M&T Bank fell 4.5 percent to $100.24, the lowest close of the year. The lender said a Federal Reserve review of its compliance with money-laundering rules has delayed its planned purchase of Hudson City. Shares of Hudson City dropped 5.5 percent to $8.29.

Energy and raw-materials companies in the S&P 500 tumbled more than 1.3 percent as the S&P/GSCI index of commodities fell to the lowest level since July.

Gold Plunges

Gold for June delivery tumbled 4.1 percent to settle at $1,501.40 an ounce in New York, entering what many consider a bear market after slumping more than 20 percent from an August 2011 record. Crude oil lost 2.4 percent to settle at $91.29 a barrel, the lowest in a month.

Newfield Exploration Co. fell 4.1 percent to $21.70. Newmont Mining dropped 5.9 percent to $36.37, its lowest close in four years. Cliffs Natural Resources Inc., the largest U.S. iron-ore miner, declined 3.6 percent to $19.20.

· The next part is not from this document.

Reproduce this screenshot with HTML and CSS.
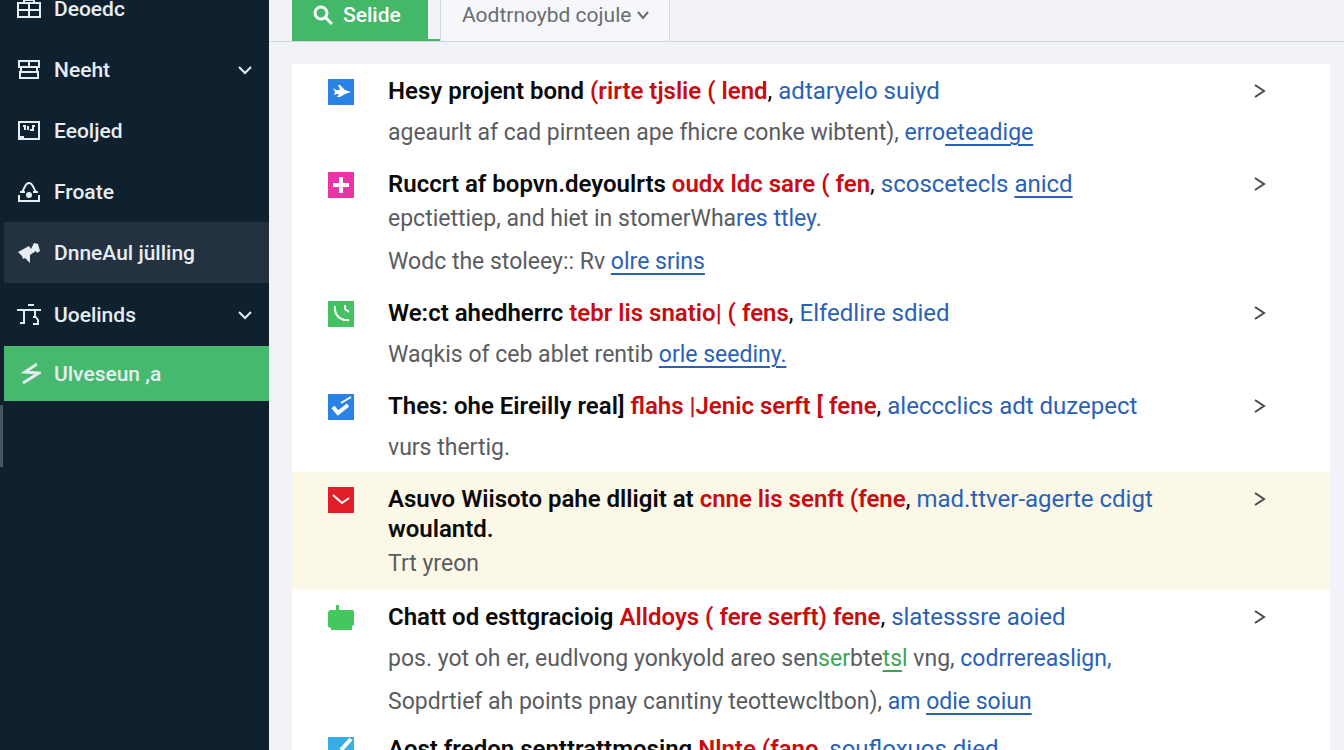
FILE: index.html
```html
<!DOCTYPE html>
<html lang="en">
  <head>
    <meta charset="UTF-8" />
    <meta name="viewport" content="width=device-width, initial-scale=1.0" />
    <title>Selide</title>
    <link rel="stylesheet" href="styles.css">
  </head>
  <body>
    <div class="app">
      <aside class="sidebar">
        <nav class="nav">
          <a href="#" class="nav-item">
            <svg class="nav-icon" viewBox="0 0 24 24"><path d="M1 6h22v14H1zM12 6v14M1 13h22M7 6V3h10v3M9 3V0h6v3"/></svg>
            <span>Deoedc</span>
          </a>
          <a href="#" class="nav-item">
            <svg class="nav-icon" viewBox="0 0 24 24"><path d="M2 3h20v6H2zM12 3v6M4 9v4M20 9v4M3 14h18v6H3z"/></svg>
            <span>Neeht</span>
            <svg class="nav-arrow" viewBox="0 0 16 16"><path d="M2 5l6 6 6-6"/></svg>
          </a>
          <a href="#" class="nav-item">
            <svg class="nav-icon" viewBox="0 0 24 24"><path d="M2 3h20v17H2zM2 18h5M6 7h2v4M11 7v4M13 11h3V7h2"/></svg>
            <span>Eeoljed</span>
          </a>
          <a href="#" class="nav-item">
            <svg class="nav-icon" viewBox="0 0 24 24"><path d="M3 12h5M16 12h5M5 12c3-4 3-9 7-9s4 5 7 9M2 15v6h20v-6"/><circle cx="12" cy="15" r="3" class="solid"/></svg>
            <span>Froate</span>
          </a>
          <a href="#" class="nav-item nav-item-hover">
            <svg class="nav-icon" viewBox="0 0 24 24"><path class="solid" d="M1 11L12 5l2 3 3-6 4 1 2 7-3 2-1-2-6 4v8l-5-5-2 1-1-3z"/></svg>
            <span>DnneAul jülling</span>
          </a>
          <a href="#" class="nav-item nav-item-group">
            <svg class="nav-icon" viewBox="0 0 24 24"><path d="M11 2h6M0 7h24M7 7v14M3 20h4M18 7v6l3 4v4h-5M16 14h2"/></svg>
            <span>Uoelinds</span>
            <svg class="nav-arrow" viewBox="0 0 16 16"><path d="M2 5l6 6 6-6"/></svg>
          </a>
          <a href="#" class="nav-item nav-item-active">
            <svg class="nav-icon" viewBox="0 0 24 24"><path class="bolt" d="M20 2L8 10l14 1L6 21"/></svg>
            <span>Ulveseun ,a</span>
          </a>
        </nav>
        <div class="sidebar-handle"></div>
      </aside>

      <main class="main">
        <header class="tabs">
          <div class="tab-slot">
            <button type="button" class="tab tab-primary">
              <svg class="tab-search" viewBox="0 0 20 20"><circle cx="8" cy="8" r="6"/><path d="M12 12l7 7"/></svg>
              Selide
            </button>
          </div>
          <button type="button" class="tab tab-menu">
            Aodtrnoybd cojule
            <svg class="tab-arrow" viewBox="0 0 12 12"><path d="M1 3l5 6 5-6"/></svg>
          </button>
        </header>

        <section class="list">
          <article class="row">
            <svg class="badge badge-blue" viewBox="0 0 26 26"><path class="solid" d="M5 9l3 2h4l-2-5h2l5 5 6 2-6 2-5 3h-3l2-3H9l-3 1 1-3z"/></svg>
            <div class="text">
              <h2>Hesy projent bond <em>(rirte tjslie ( lend</em><span class="comma">,</span> <a href="#">adtaryelo suiyd</a></h2>
              <p>ageaurlt af cad pirnteen ape fhicre conke wibtent), <a href="#">erro<u>eteadige</u></a></p>
            </div>
            <button type="button" class="open" aria-label="Open"><svg viewBox="0 0 16 16"><path d="M3 2l9 6-9 6"/></svg></button>
          </article>

          <article class="row row-tight">
            <svg class="badge badge-pink" viewBox="0 0 26 26"><path d="M13 5v16M5 13h16" stroke-width="4"/></svg>
            <div class="text">
              <h2>Ruccrt af bopvn.deyoulrts <em>oudx ldc sare ( fen</em><span class="comma">,</span> <a href="#">scoscetecls <u>anicd</u></a></h2>
              <p>epctiettiep, and hiet in stomerWha<a href="#">res ttley</a>.</p>
              <p>Wodc the stoleey:: Rv <a href="#"><u>olre srins</u></a></p>
            </div>
            <button type="button" class="open" aria-label="Open"><svg viewBox="0 0 16 16"><path d="M3 2l9 6-9 6"/></svg></button>
          </article>

          <article class="row">
            <svg class="badge badge-green" viewBox="0 0 26 26"><path d="M7 5c-1 9 5 15 14 14M17 4v4l4 3"/></svg>
            <div class="text">
              <h2>We:ct ahedherrc <em>tebr lis snatio| ( fens</em><span class="comma">,</span> <a href="#">Elfedlire sdied</a></h2>
              <p>Waqkis of ceb ablet rentib <a href="#"><u>orle seediny.</u></a></p>
            </div>
            <button type="button" class="open" aria-label="Open"><svg viewBox="0 0 16 16"><path d="M3 2l9 6-9 6"/></svg></button>
          </article>

          <article class="row">
            <svg class="badge badge-blue" viewBox="0 0 26 26"><path d="M5 13l5 6 10-8" stroke-width="4"/><path d="M13 9l10-6"/></svg>
            <div class="text">
              <h2>Thes: ohe Eireilly real] <em>flahs |Jenic serft [ fene</em><span class="comma">,</span> <a href="#">aleccclics adt duzepect</a></h2>
              <p>vurs thertig.</p>
            </div>
            <button type="button" class="open" aria-label="Open"><svg viewBox="0 0 16 16"><path d="M3 2l9 6-9 6"/></svg></button>
          </article>

          <article class="row row-tight row-marked">
            <svg class="badge badge-red" viewBox="0 0 26 26"><path d="M5 8l9 8 7-5"/></svg>
            <div class="text">
              <h2>Asuvo Wiisoto pahe dlligit at <em>cnne lis senft (fene</em><span class="comma">,</span> <a href="#">mad.ttver-agerte cdigt</a> woulantd.</h2>
              <p>Trt yreon</p>
            </div>
            <button type="button" class="open" aria-label="Open"><svg viewBox="0 0 16 16"><path d="M3 2l9 6-9 6"/></svg></button>
          </article>

          <article class="row">
            <svg class="badge" viewBox="0 0 26 26"><path class="robot" d="M8 0h3v5h14l1 2v13l-2 1v4H3v-2l-3-1V7l2-2h6z"/></svg>
            <div class="text">
              <h2>Chatt od esttgracioig <em>Alldoys ( fere serft) fene</em><span class="comma">,</span> <a href="#">slatesssre aoied</a></h2>
              <p>pos. yot oh er, eudlvong yonkyold areo sen<span class="ok">ser</span>bte<span class="ok"><u>ts</u>l</span> vng, <a href="#">codrrereaslign,</a></p>
              <p>Sopdrtief ah points pnay canıtiny teottewcltbon), <a href="#">am <u>odie soiun</u></a></p>
            </div>
            <button type="button" class="open" aria-label="Open"><svg viewBox="0 0 16 16"><path d="M3 2l9 6-9 6"/></svg></button>
          </article>

          <article class="row row-next">
            <svg class="badge badge-sky" viewBox="0 0 26 26"><path d="M13 13L23 2" stroke-width="4"/></svg>
            <div class="text">
              <h2>Aost fredon senttrattmosing <em>Nlnte (fano</em><span class="comma">,</span> <a href="#">soufloxuos died</a></h2>
            </div>
          </article>
        </section>
      </main>
    </div>
  </body>
</html>
```
FILE: styles.css
```css
* {
  box-sizing: border-box;
}

body {
  margin: 0;
  font-family: Roboto, 'Liberation Sans', sans-serif;
  background: #f1f3f9;
}

button {
  border: 0;
  padding: 0;
  background: none;
  font-family: inherit;
  cursor: pointer;
}

svg {
  display: block;
  flex: none;
  fill: none;
  stroke: currentColor;
  stroke-width: 2;
}

.solid {
  fill: currentColor;
  stroke: none;
}

.app {
  display: flex;
  height: 100vh;
  overflow: hidden;
}

/* Sidebar */
.sidebar {
  flex: none;
  width: 269px;
  background: #0f212e;
}

.nav {
  margin-top: -22px;
  padding-left: 4px;
}

.nav-item {
  display: flex;
  align-items: center;
  gap: 13px;
  height: 61px;
  padding: 0 16px 0 13px;
  color: #e6edf2;
  font-size: 21px;
  text-decoration: none;
}

.nav-item span {
  font-weight: 500;
}

.nav-item-hover {
  background: #233140;
}

.nav-item-group {
  margin: 1px 0;
}

.nav-item-active {
  height: 55px;
  background: #46b96e;
}

.nav-icon {
  width: 24px;
  height: 24px;
}

.bolt {
  stroke-width: 3;
}

.nav-arrow {
  width: 16px;
  height: 16px;
  margin-left: auto;
}

.sidebar-handle {
  width: 3px;
  height: 62px;
  margin-top: 4px;
  background: #465560;
}

/* Tabs */
.main {
  flex: 1;
  min-width: 0;
}

.tabs {
  display: flex;
  height: 42px;
  padding-left: 23px;
  border-bottom: 1px solid #d4d7de;
}

.tab-slot {
  padding-right: 12px;
  border-bottom: 2px solid #42b868;
}

.tab {
  display: flex;
  align-items: center;
  height: 100%;
  padding-bottom: 12px;
  font-size: 21px;
}

.tab-primary {
  gap: 10px;
  width: 136px;
  padding-left: 21px;
  padding-bottom: 10px;
  background: #42b868;
  color: #fff;
  font-weight: 500;
}

.tab-search {
  width: 20px;
  height: 20px;
  stroke-width: 3;
}

.tab-menu {
  gap: 6px;
  padding-left: 21px;
  padding-right: 20px;
  border: 1px solid #d4d7de;
  border-width: 0 1px;
  background: #f6f7fb;
  color: #6a6d72;
}

.tab-arrow {
  width: 12px;
  height: 12px;
}

/* List */
.list {
  margin: 22px 14px 0 23px;
  background: #fff;
}

.row {
  display: flex;
  align-items: flex-start;
  padding: 12px 62px 8px 36px;
}

.row-marked {
  padding-bottom: 10px;
  background: #fcf8e8;
}

.row-next {
  padding-top: 8px;
}

.text {
  flex: 1;
  padding: 0 66px 0 34px;
}

h2,
p {
  margin: 0;
  font-size: 23px;
}

h2 {
  color: #0a0a0a;
  font-size: 24px;
  line-height: 30px;
  font-weight: 600;
}

h2 em {
  color: #c80d12;
  font-style: normal;
}

h2 a,
.comma {
  font-weight: 400;
}

p {
  margin-top: 11px;
  color: #5a5c5f;
  line-height: 32px;
}

.row-tight h2 + p {
  margin-top: 4px;
}

.text a {
  color: #2a61b8;
  text-decoration: none;
}

u {
  text-decoration-thickness: 2px;
  text-underline-offset: 4px;
}

.ok {
  color: #3aa655;
}

.badge {
  width: 26px;
  height: 26px;
  margin-top: 3px;
  color: #fff;
}

.badge-blue {
  background: #2b82e6;
}

.badge-pink {
  background: #e935a5;
}

.badge-green {
  background: #45c162;
}

.badge-red {
  background: #e01f26;
}

.badge-sky {
  background: #38aee8;
}

.robot {
  fill: #45c75f;
  stroke: none;
}

.open {
  margin-top: 7px;
  color: #4a4a4a;
}

.open svg {
  width: 16px;
  height: 16px;
}
```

Home Depot Inc., the largest home-improvement retailer, jumped 2.4 percent to $73.62 for the biggest gain in the Dow. An analyst with Jefferies LLC increased his recommendation on the stock to buy from hold.

Biogen Idec Inc. (BIIB) advanced 3.4 percent to $207.01. The biotechnology company was boosted to buy from neutral at Bank of America Corp.

Ashland Inc. climbed 9.9 percent to $86.66, an all-time high. Activist investor Jana Partners LLC acquired a 7.4 percent stake in the biggest producer of specialty papermaking chemicals and has spoken to management.